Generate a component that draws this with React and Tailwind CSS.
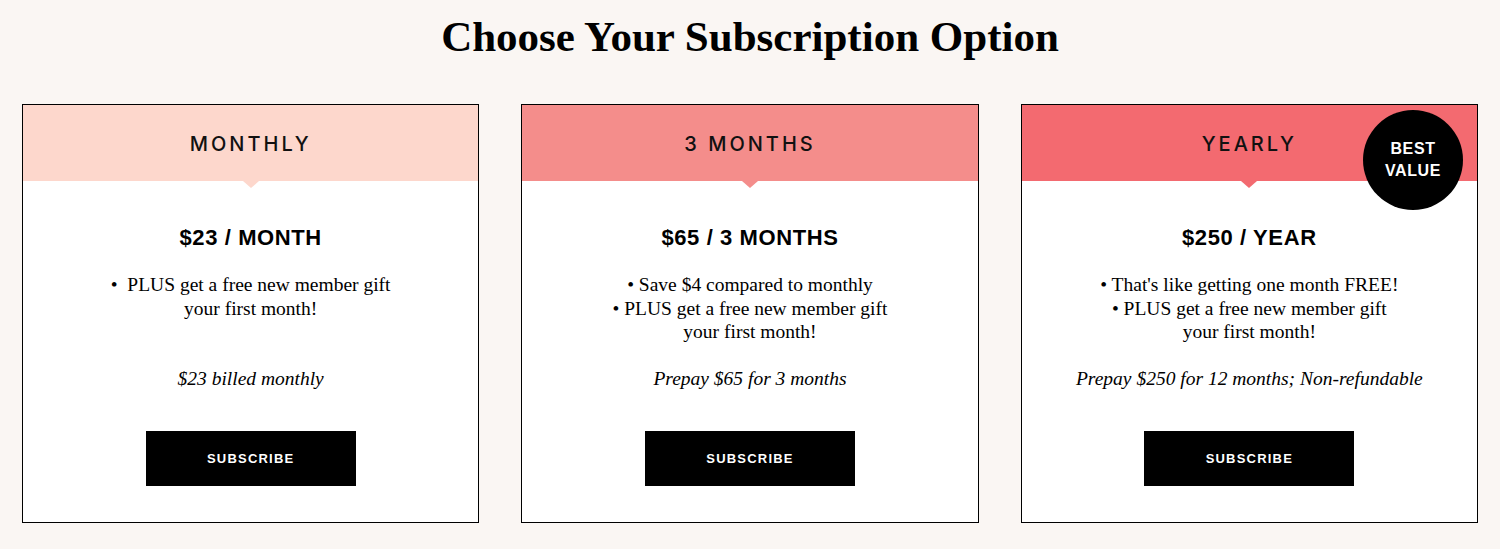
const plans = [
  {
    name: "MONTHLY",
    color: "bg-[#fdd7cc]",
    arrow: "border-t-[#fdd7cc]",
    price: "$23 / MONTH",
    lines: ["•  PLUS get a free new member gift", "your first month!"],
    note: "$23 billed monthly",
  },
  {
    name: "3 MONTHS",
    color: "bg-[#f48d8b]",
    arrow: "border-t-[#f48d8b]",
    price: "$65 / 3 MONTHS",
    lines: ["• Save $4 compared to monthly", "• PLUS get a free new member gift", "your first month!"],
    note: "Prepay $65 for 3 months",
  },
  {
    name: "YEARLY",
    color: "bg-[#f36a70]",
    arrow: "border-t-[#f36a70]",
    price: "$250 / YEAR",
    lines: ["• That's like getting one month FREE!", "• PLUS get a free new member gift", "your first month!"],
    note: "Prepay $250 for 12 months; Non-refundable",
    best: true,
  },
];

function PlanCard({ plan }) {
  return (
    <div className="relative border border-black bg-white flex flex-col">
      <div
        className={`relative h-[76px] flex items-center justify-center ${plan.color}`}
      >
        <span className="font-['Inter'] text-[20px] font-medium tracking-[3px] text-[#111] pt-[1px]">
          {plan.name}
        </span>
        {/* little arrow under the header */}
        <div
          className={`absolute left-1/2 top-full -translate-x-1/2 w-0 h-0 border-x-[8px] border-x-transparent border-t-[7px] ${plan.arrow}`}
        ></div>
      </div>
      {plan.best && (
        <div className="absolute right-[14px] top-[5px] w-[100px] h-[100px] rounded-full bg-black flex items-center justify-center z-10">
          <span className="font-['Liberation_Sans'] text-white font-bold text-[16px] leading-[22px] text-center tracking-[0.6px]">
            BEST
            <br />
            VALUE
          </span>
        </div>
      )}
      <div className="flex flex-col items-center pt-[43px] pb-[36px]">
        <h2 className="font-['Liberation_Sans'] font-bold text-[22px] leading-[28px] tracking-[0.6px] text-black">
          {plan.price}
        </h2>
        <div className="mt-[21px] h-[71px] font-['Liberation_Serif'] text-[19.5px] leading-[23.5px] text-black text-center whitespace-pre">
          {plan.lines.map((l, i) => (
            <div key={i}>{l}</div>
          ))}
        </div>
        <p className="mt-[23px] font-['Liberation_Serif'] italic text-[19.5px] leading-[24px] text-black">
          {plan.note}
        </p>
        <button className="mt-[40px] w-[210px] h-[55px] bg-black text-white font-['Liberation_Sans'] font-bold text-[13px] tracking-[1.2px]">
          SUBSCRIBE
        </button>
      </div>
    </div>
  );
}

export default function App() {
  return (
    <div className="min-h-[549px] bg-[#faf6f3] px-[22px] pt-[12px]">
      <h1 className="text-center font-['Liberation_Serif'] font-bold text-[43px] leading-[50px] text-black">
        Choose Your Subscription Option
      </h1>
      <div className="mt-[42px] grid grid-cols-3 gap-[42px]">
        {plans.map((p) => (
          <PlanCard key={p.name} plan={p} />
        ))}
      </div>
    </div>
  );
}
#####
> Exercise goal
Omit every picture, then repeat the remaining data exactly as it appears above.

> Written solution
Generate a component that draws this with React and Tailwind CSS.
const plans = [
  {
    name: "MONTHLY",
    color: "bg-[#fdd7cc]",
    arrow: "border-t-[#fdd7cc]",
    price: "$23 / MONTH",
    lines: ["•  PLUS get a free new member gift", "your first month!"],
    note: "$23 billed monthly",
  },
  {
    name: "3 MONTHS",
    color: "bg-[#f48d8b]",
    arrow: "border-t-[#f48d8b]",
    price: "$65 / 3 MONTHS",
    lines: ["• Save $4 compared to monthly", "• PLUS get a free new member gift", "your first month!"],
    note: "Prepay $65 for 3 months",
  },
  {
    name: "YEARLY",
    color: "bg-[#f36a70]",
    arrow: "border-t-[#f36a70]",
    price: "$250 / YEAR",
    lines: ["• That's like getting one month FREE!", "• PLUS get a free new member gift", "your first month!"],
    note: "Prepay $250 for 12 months; Non-refundable",
    best: true,
  },
];

function PlanCard({ plan }) {
  return (
    <div className="relative border border-black bg-white flex flex-col">
      <div
        className={`relative h-[76px] flex items-center justify-center ${plan.color}`}
      >
        <span className="font-['Inter'] text-[20px] font-medium tracking-[3px] text-[#111] pt-[1px]">
          {plan.name}
        </span>
        {/* little arrow under the header */}
        <div
          className={`absolute left-1/2 top-full -translate-x-1/2 w-0 h-0 border-x-[8px] border-x-transparent border-t-[7px] ${plan.arrow}`}
        ></div>
      </div>
      {plan.best && (
        <div className="absolute right-[14px] top-[5px] w-[100px] h-[100px] rounded-full bg-black flex items-center justify-center z-10">
          <span className="font-['Liberation_Sans'] text-white font-bold text-[16px] leading-[22px] text-center tracking-[0.6px]">
            BEST
            <br />
            VALUE
          </span>
        </div>
      )}
      <div className="flex flex-col items-center pt-[43px] pb-[36px]">
        <h2 className="font-['Liberation_Sans'] font-bold text-[22px] leading-[28px] tracking-[0.6px] text-black">
          {plan.price}
        </h2>
        <div className="mt-[21px] h-[71px] font-['Liberation_Serif'] text-[19.5px] leading-[23.5px] text-black text-center whitespace-pre">
          {plan.lines.map((l, i) => (
            <div key={i}>{l}</div>
          ))}
        </div>
        <p className="mt-[23px] font-['Liberation_Serif'] italic text-[19.5px] leading-[24px] text-black">
          {plan.note}
        </p>
        <button className="mt-[40px] w-[210px] h-[55px] bg-black text-white font-['Liberation_Sans'] font-bold text-[13px] tracking-[1.2px]">
          SUBSCRIBE
        </button>
      </div>
    </div>
  );
}

export default function App() {
  return (
    <div className="min-h-[549px] bg-[#faf6f3] px-[22px] pt-[12px]">
      <h1 className="text-center font-['Liberation_Serif'] font-bold text-[43px] leading-[50px] text-black">
        Choose Your Subscription Option
      </h1>
      <div className="mt-[42px] grid grid-cols-3 gap-[42px]">
        {plans.map((p) => (
          <PlanCard key={p.name} plan={p} />
        ))}
      </div>
    </div>
  );
}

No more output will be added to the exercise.